Both ways to handle the knowledge paradox in a SEF may appear unproblematic at a first glance but, as my empirical evaluation of studies on China’s future showed, it can easily lead to an illusion of knowledge that disqualifies a SEF [3]. The inconsiderate use of (multiple) prognoses about the future – although sometimes explicitly stating the overall caveat of ceteris paribus or rebus sic stantibus – is a root-cause of a strong and, especially in the case of scenarios camouflaged as multiple prognoses, very convincing illusion of knowledge.
In that context, political robustness meets epistemic robustness in the illusion of knowledge, control, and security about the future, opening the door for a politicization of science and a would-be scientification of politics.
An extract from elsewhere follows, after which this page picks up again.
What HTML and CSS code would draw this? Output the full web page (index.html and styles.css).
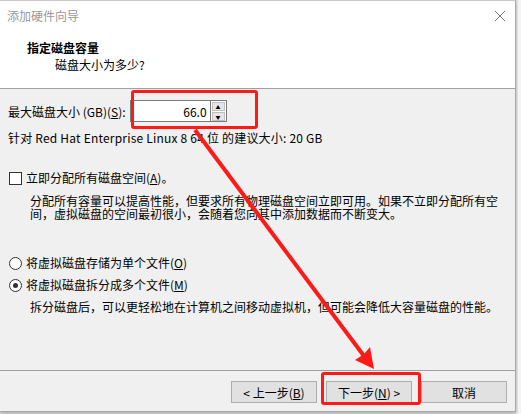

As Michael Greven puts it, supposed political problem-solving and scientific research epistemically integrate into a political-scientific power complex [58]. The illusion of knowledge about the future clearly verges on ideology.
Confronted with the fact that (multiple) prognoses only create an illusion of knowledge instead of scientific knowledge, scientists might answer that they are using the best instruments available. One is reminded of the person holding a hammer and seeing every problem as a nail (according to Paul Watzlawick).
It is by nature impossible to rationally dissolve this dilemma because knowing the future remains a paradox. However, there are ways to reduce illusions and prevent one-sidedness and false conclusions.